2019年3月

【みえDE川柳】 お題:開く

天 母さんの開店時間長すぎる/かぐや姫さん

吉崎先生 問題は「開店時間」だ。そのまま受け取ると母さんが家で何かのお店を開いているようにも取れる。例えば鯛(たい)焼き屋とか美容院とか…。だが、そう解釈するとこの句が生きてこない。この句の言う「開店時間」とは、母親業あるいは主婦業ということなのだ。母さんは、就寝時間以外は、ある意味営業時間なのだ。
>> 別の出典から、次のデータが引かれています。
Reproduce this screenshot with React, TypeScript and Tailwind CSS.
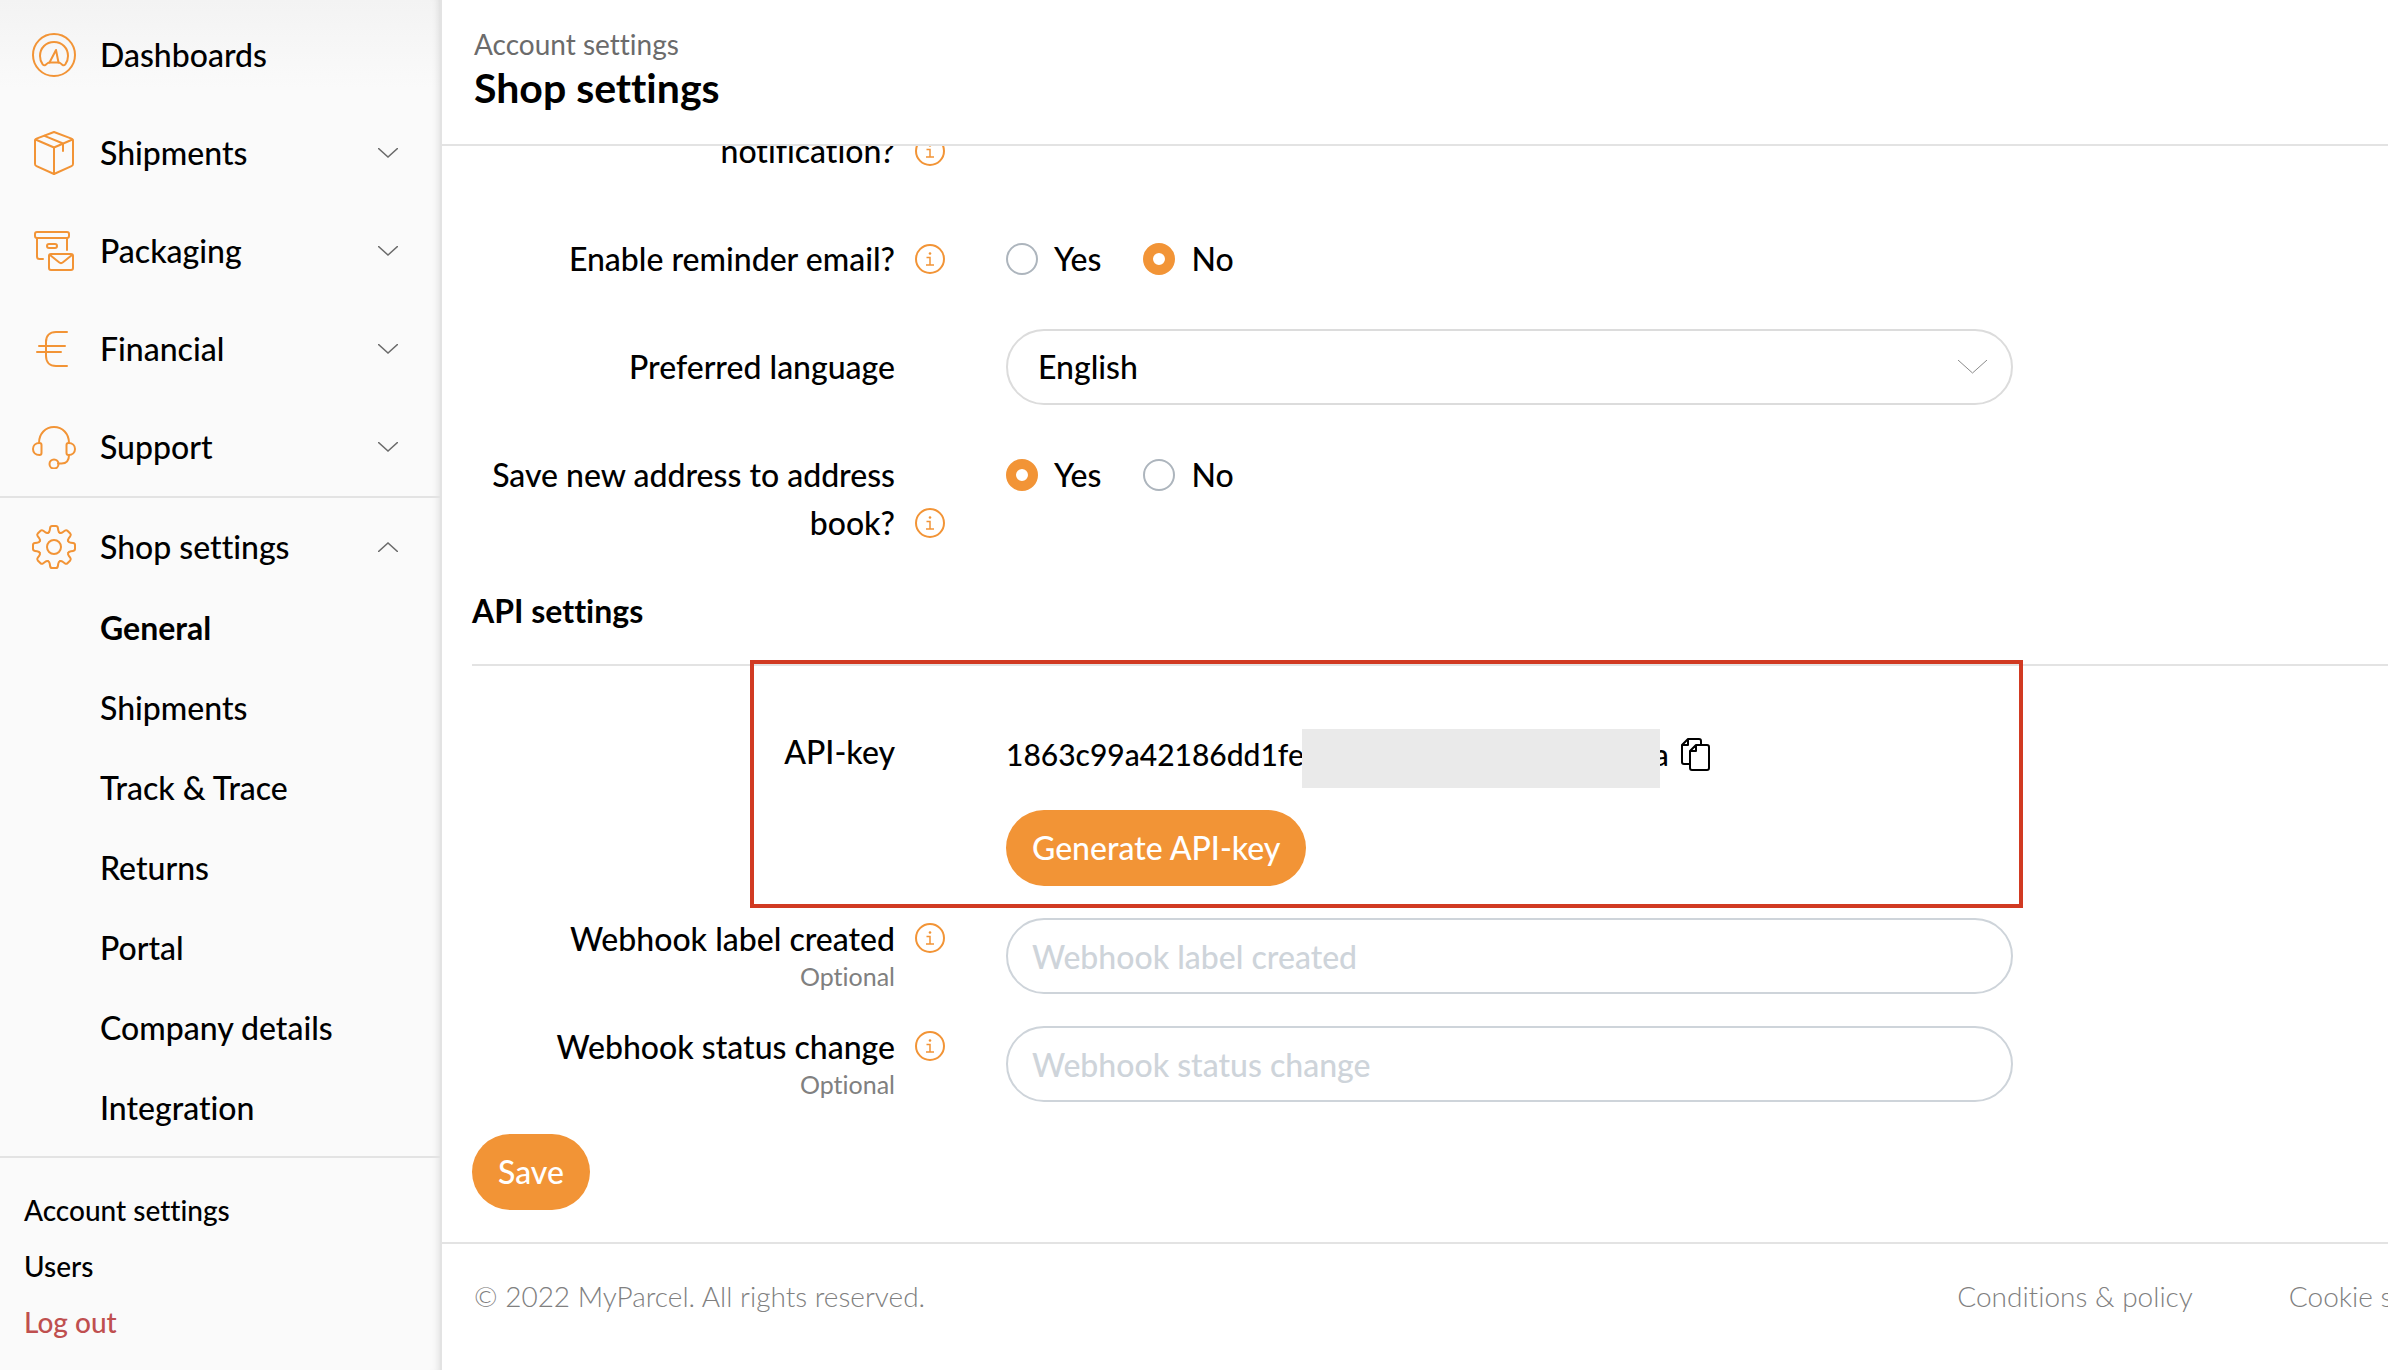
import { useState } from "react";
import type { ReactNode } from "react";

const DashboardIcon = () => (
  <>
    <circle cx="22" cy="22" r="21" />
    <path d="M17.500 29.500c-2 0-2.500 1.500-4 2.500-1 .600-2 .300-2.800-.600C8.800 29 8 26.500 8 23 8 15 14 9 22 9s14 6 14 14c0 3.500-.800 6-2.700 8.400-.800.900-1.800 1.200-2.800.600-1.500-1-2-2.500-4-2.500z" />
    <path d="M24 17l-6.500 12.500M24 17l2.500 12.500" />
  </>
);

const BoxIcon = () => (
  <>
    <path d="M22 1l17.500 6.600q1.500.600 1.500 2V33q0 1.500-1.500 2.100L22 43 4.500 35.100Q3 34.500 3 33V9.600q0-1.400 1.500-2z" />
    <path d="M3.500 8.500L22 16.500l18.500-8M22 16.500V43M12.500 4.800L31 12.500V20" />
  </>
);

const PackagingIcon = () => (
  <>
    <rect x="3" y="3" width="34" height="6" rx="2" />
    <path d="M5 9v18.500Q5 30 7.500 30H11M35 9v12" />
    <rect x="15" y="15" width="10" height="4" rx="2" />
    <rect x="17" y="25" width="24" height="16" rx="2" />
    <path d="M18 26l9 7.300q2 1.600 4 0l9-7.300" />
  </>
);

const EuroIcon = () => (
  <path d="M35 5H24C17.500 5 14 9 14 15v14c0 6 3.500 10 10 10h11M7 19h26M5 25h24" />
);

const HeadsetIcon = () => (
  <>
    <path d="M7 18C7 8.500 13.500 2 22 2s15 6.500 15 16" />
    <path d="M9.500 20v8q0 2-2 2C3.500 30 1 27.500 1 24s2.500-6 6.500-6q2 0 2 2z" />
    <path d="M34.500 20v8q0 2 2 2c4 0 6.500-2.500 6.500-6s-2.500-6-6.500-6q-2 0-2 2z" />
    <path d="M37 30c0 6-3 8.500-7.500 8.500H26" />
    <circle cx="22" cy="39" r="4.500" />
  </>
);

const GearIcon = () => (
  <>
    <g transform="translate(22 22)">
      {[0, 45, 90, 135, 180, 225, 270, 315].map((angle) => (
        <path
          key={angle}
          transform={`rotate(${angle})`}
          d="M-5.900-14.200C-4.600-14.600-4.400-15.600-4.200-17L-3.900-19Q-3.600-21-2-21H2Q3.600-21 3.900-19L4.200-17C4.400-15.600 4.600-14.600 5.900-14.200"
        />
      ))}
    </g>
    <circle cx="22" cy="22" r="7" />
  </>
);

const MenuIcon = ({ children }: { children: ReactNode }) => (
  <svg
    viewBox="0 0 44 44"
    className="size-11 shrink-0"
    fill="none"
    stroke="#f29436"
    strokeWidth="2"
    strokeLinecap="round"
    strokeLinejoin="round"
    aria-hidden="true"
  >
    {children}
  </svg>
);

const Chevron = ({ up = false }: { up?: boolean }) => (
  <svg
    viewBox="0 0 20 10"
    className="ml-auto h-2.5 w-5"
    fill="none"
    stroke="#6b6b6b"
    strokeWidth="1.500"
    aria-hidden="true"
  >
    <path d={up ? "M0 10L10 1l10 9" : "M0 0l10 9 10-9"} />
  </svg>
);

const InfoButton = ({ about }: { about: string }) => (
  <button type="button" aria-label={`More about ${about}`} className="block">
    <svg
      viewBox="0 0 30 30"
      className="size-[30px]"
      fill="none"
      stroke="#f29436"
      aria-hidden="true"
    >
      <circle cx="15" cy="15" r="14" strokeWidth="2" />
      <path d="M11.500 13.500H15V21M11 21h8" strokeWidth="1.500" />
      <circle cx="15" cy="9.500" r="1.300" fill="#f29436" stroke="none" />
    </svg>
  </button>
);

const menu = [
  { label: "Dashboards", icon: <DashboardIcon />, expandable: false },
  { label: "Shipments", icon: <BoxIcon />, expandable: true },
  { label: "Packaging", icon: <PackagingIcon />, expandable: true },
  { label: "Financial", icon: <EuroIcon />, expandable: true },
  { label: "Support", icon: <HeadsetIcon />, expandable: true },
];

const shopMenu = [
  "General",
  "Shipments",
  "Track & Trace",
  "Returns",
  "Portal",
  "Company details",
  "Integration",
];

const Sidebar = () => (
  <aside className="w-[442px] shrink-0 border-r-2 border-[#e3e3e3] bg-[#fafafa] bg-[linear-gradient(#f3f3f3,#fafafa_88px)] shadow-[inset_-8px_0_8px_-8px_rgba(0,0,0,0.15)]">
    <nav aria-label="Main">
      <div className="border-b-2 border-[#e3e3e3] pt-1.5">
        {menu.map((item) => (
          <button
            key={item.label}
            type="button"
            className="flex h-[98px] w-full items-center gap-6 pr-[42px] pl-8 text-left"
          >
            <MenuIcon>{item.icon}</MenuIcon>
            {item.label}
            {item.expandable && <Chevron />}
          </button>
        ))}
      </div>
      <div className="border-b-2 border-[#e3e3e3] py-2">
        <button
          type="button"
          aria-expanded="true"
          className="flex h-[82px] w-full items-center gap-6 pr-[42px] pl-8 text-left"
        >
          <MenuIcon>
            <GearIcon />
          </MenuIcon>
          Shop settings
          <Chevron up />
        </button>
        <ul>
          {shopMenu.map((label) => (
            <li key={label}>
              <a
                href="#"
                className={`flex h-20 items-center pl-[100px] ${label === "General" ? "font-bold" : ""}`}
              >
                {label}
              </a>
            </li>
          ))}
        </ul>
      </div>
      <ul className="pt-6 text-[28px]">
        <li>
          <a href="#" className="flex h-14 items-center pl-6">
            Account settings
          </a>
        </li>
        <li>
          <a href="#" className="flex h-14 items-center pl-6">
            Users
          </a>
        </li>
        <li>
          <a href="#" className="flex h-14 items-center pl-6 text-[#bf4f4f]">
            Log out
          </a>
        </li>
      </ul>
    </nav>
  </aside>
);

const rowClass = "grid grid-cols-[423px_111px_minmax(0,1007px)]";

interface YesNoProps {
  name: string;
  label: string;
  value: boolean;
  onChange: (value: boolean) => void;
}

const YesNoRow = ({ name, label, value, onChange }: YesNoProps) => (
  <div role="radiogroup" aria-labelledby={`${name}-label`} className={rowClass}>
    <span id={`${name}-label`} className="py-3.5 text-right leading-[48px]">
      {label}
    </span>
    <div className="self-end py-[23px] pl-5">
      <InfoButton about={label} />
    </div>
    <div className="flex h-[76px] items-center gap-[42px]">
      {[true, false].map((option) => (
        <label key={String(option)} className="flex items-center gap-4">
          <input
            type="radio"
            name={name}
            checked={value === option}
            onChange={() => onChange(option)}
            className="size-8 appearance-none rounded-full border-2 border-[#adb5bd] bg-white checked:border-[10px] checked:border-[#f29436]"
          />
          {option ? "Yes" : "No"}
        </label>
      ))}
    </div>
  </div>
);

const WebhookRow = ({ id, label }: { id: string; label: string }) => (
  <div className={rowClass}>
    <label htmlFor={id} className="text-right leading-[42px]">
      {label}
      <span className="block text-[25px] leading-8 font-normal text-[#808080]">
        Optional
      </span>
    </label>
    <div className="pt-[5px] pl-5">
      <InfoButton about={label} />
    </div>
    <input
      id={id}
      type="text"
      placeholder={label}
      className="h-[76px] w-full rounded-full border-2 border-[#ced4da] px-6 placeholder:text-[#ced4da]"
    />
  </div>
);

const App: React.FC = () => {
  const [reminder, setReminder] = useState(false);
  const [saveAddress, setSaveAddress] = useState(true);

  return (
    <div className="flex min-h-screen overflow-hidden bg-white font-[Lato,sans-serif] text-[32px] leading-9 font-medium text-black [font-variant-ligatures:none]">
      <Sidebar />

      <div className="flex min-w-0 flex-1 flex-col">
        <header className="border-b-2 border-[#e3e3e3] px-8 pt-[26px] pb-[34px]">
          <p className="text-[28px] font-normal text-[#6b6b6b]">
            Account settings
          </p>
          <h1 className="pt-1 text-[41px] leading-[44px] font-bold">
            Shop settings
          </h1>
        </header>

        <main className="overflow-hidden pl-[30px]">
          <form
            className="flex flex-col gap-8 pb-8"
            onSubmit={(e) => e.preventDefault()}
          >
            {/* scrolled halfway under the header */}
            <div className={`${rowClass} -mt-[19px]`}>
              <span className="pb-3.5 text-right leading-[48px]">
                notification?
              </span>
              <div className="pt-[9px] pl-5">
                <InfoButton about="notification" />
              </div>
            </div>

            <YesNoRow
              name="reminder"
              label="Enable reminder email?"
              value={reminder}
              onChange={setReminder}
            />

            <div className={rowClass}>
              <label
                htmlFor="language"
                className="py-3.5 text-right leading-[48px]"
              >
                Preferred language
              </label>
              <div className="relative col-start-3">
                <select
                  id="language"
                  className="h-[76px] w-full appearance-none rounded-full border-2 border-[#dcdcdc] bg-white px-[30px]"
                >
                  <option>English</option>
                  <option>Nederlands</option>
                </select>
                <svg
                  viewBox="0 0 29 14"
                  className="pointer-events-none absolute top-[31px] right-[26px] h-3.5 w-[29px]"
                  fill="none"
                  stroke="#8a8a8a"
                  aria-hidden="true"
                >
                  <path d="M0 0l14.500 13L29 0" />
                </svg>
              </div>
            </div>

            <YesNoRow
              name="address"
              label="Save new address to address book?"
              value={saveAddress}
              onChange={setSaveAddress}
            />

            <section className="flex flex-col gap-8">
              <h2 className="mb-4 border-b-2 border-[#e3e3e3] pb-[35px] font-bold">
                API settings
              </h2>

              <div className={`${rowClass} relative max-w-[1541px]`}>
                <span className="py-3.5 text-right leading-[48px]">
                  API-key
                </span>
                <div className="col-start-3 pt-2.5">
                  <div className="flex h-[60px] items-center text-[30px]">
                    <span>1863c99a42186dd1fe</span>
                    <span className="relative mt-2 -mr-1.5 -ml-0.5 h-[59px] w-[358px] bg-[#eaeaea]" />
                    <span>a</span>
                    <button
                      type="button"
                      aria-label="Copy API-key"
                      className="ml-3"
                    >
                      <svg
                        viewBox="0 0 30 34"
                        className="h-[34px] w-[30px]"
                        fill="none"
                        stroke="black"
                        strokeWidth="2"
                        strokeLinejoin="round"
                        aria-hidden="true"
                      >
                        <path d="M9 27H3q-2 0-2-2V8l6-6h11q2 0 2 2v4M7 2v6H1" />
                        <path d="M15 8h11q2 0 2 2v21q0 2-2 2H11q-2 0-2-2V14zM15 8v6H9" />
                      </svg>
                    </button>
                  </div>
                  <button
                    type="button"
                    className="mt-[26px] h-[76px] rounded-full bg-[#f29436] px-[26px] text-white"
                  >
                    Generate API-key
                  </button>
                </div>
                <div className="pointer-events-none absolute -top-[54px] -right-2.5 -bottom-[22px] left-[278px] border-4 border-[#d13a22]" />
              </div>

              <WebhookRow id="webhook-label" label="Webhook label created" />
              <WebhookRow id="webhook-status" label="Webhook status change" />
            </section>

            <button
              type="submit"
              className="h-[76px] self-start rounded-full bg-[#f29436] px-[26px] text-white"
            >
              Save
            </button>
          </form>
        </main>

        <footer className="flex justify-between overflow-hidden border-t-2 border-[#e3e3e3] pt-[34px] pl-8 text-[28px] font-light whitespace-nowrap text-[#808080]">
          <p>© 2022 MyParcel. All rights reserved.</p>
          <nav aria-label="Legal" className="-mr-[86px] flex gap-24">
            <a href="#">Conditions &amp; policy</a>
            <a href="#">Cookie settings</a>
          </nav>
        </footer>
      </div>
    </div>
  );
};

export default App;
「営業時間」とすると、よけいに「商売」と間違われやすい。「開店時間」で良かった。作者は句の中で、「だからどうだ」とは一(ひと)言も言っていない。それでいいのだ。コトを詠めば思いは伝わる。母さんに対する感謝の思いが確実に伝わってくる。

 

地 グーチョキパーの順に開いていく新芽/さくらんぼさん

吉崎先生 この句には意表を突かれた。この句を読んですぐに連想したのは「辛夷(こぶし)」の新芽だった。蕾(つぼみ)がグー、半開きがチョキ、満開がパー。当たり前と言えば当たり前だが、おそらくまだ誰も川柳にはしていないだろう。早い者勝ちという川柳。どんな花でも、グーチョキパーの順番は成り立つとは思うが、形がどうかとか、そんな細かいことはどうでもいいのだ。作者もたぶん、辛夷の花が開いていく経過を見て、この句が閃(ひらめ)いたのではないか? そうであれば、選者としてはなお嬉(うれ)しい。

 

人 開いたらすぐに飛びたくなる花粉/ムギさん

吉崎先生 この場合の花粉は、やはり花粉症をもたらす杉花粉のことだろう。杉の雄花はあまり「開く」という感じはしないが、「花粉がすぐに飛ぶ」のは確か。いま正(まさ)に花粉症の最盛期で、タイムリーな句だった。日本人の四分の一が花粉症というから凄(すさ)まじい。
 この句の良さは、やはり花粉の擬人化にある。犬や猫などの動物、植物なら花や根などを擬人化した川柳は多いが、花粉はめずらしい。人間の生活に大いに関係する物質だったから成功したのだろう。「すぐに飛びたくなる」が良かった。

 

<入選>

半分もたまらず開ける貯金箱/毎日が日曜日さん

もう一度押せば開いた扉かも/渡辺勇三さん

新しいノート開けば鳩が出る/ブルードアさん

寝て起きて合格通知また開く/福村まことさん

自己紹介大きく開く鼻の穴/スイッチさん

何気なく開いた本に無我夢中/やんちゃんさん

内緒話だけに大きく開く耳/俊子さん

健診結果開封までの五秒間/いちかわいさおさん

3人になるまで開くクラス会/あけみちゃんさん

趣味の会いつも開いている門戸/デコやんさん

 

吉崎先生 吉崎柳歩先生

 「開く」というお題で、その反対語の「閉じる」「閉ざす」などの言葉を同格で読み込んだ句を、かなりの数見かけました。つまり、どちらの課題であっても句意は同じ、というわけですね。そのぶん訴える力が半減しました。また、「心を開く」「花開く」などの決まり文句の句も多かった。パスワードを忘れて開かないという句も、誰もが考えそうな着想です。お一人で何句応募しても構いませんが、なるべく違う着想の句を出しましょう。 
 中味(なかみ)があまり変わらないのでは、足の引っ張り合いになって損です。お題に縛られてはいても、独自の着想の句(あなたしか詠めない句)を詠むことを心掛けてください。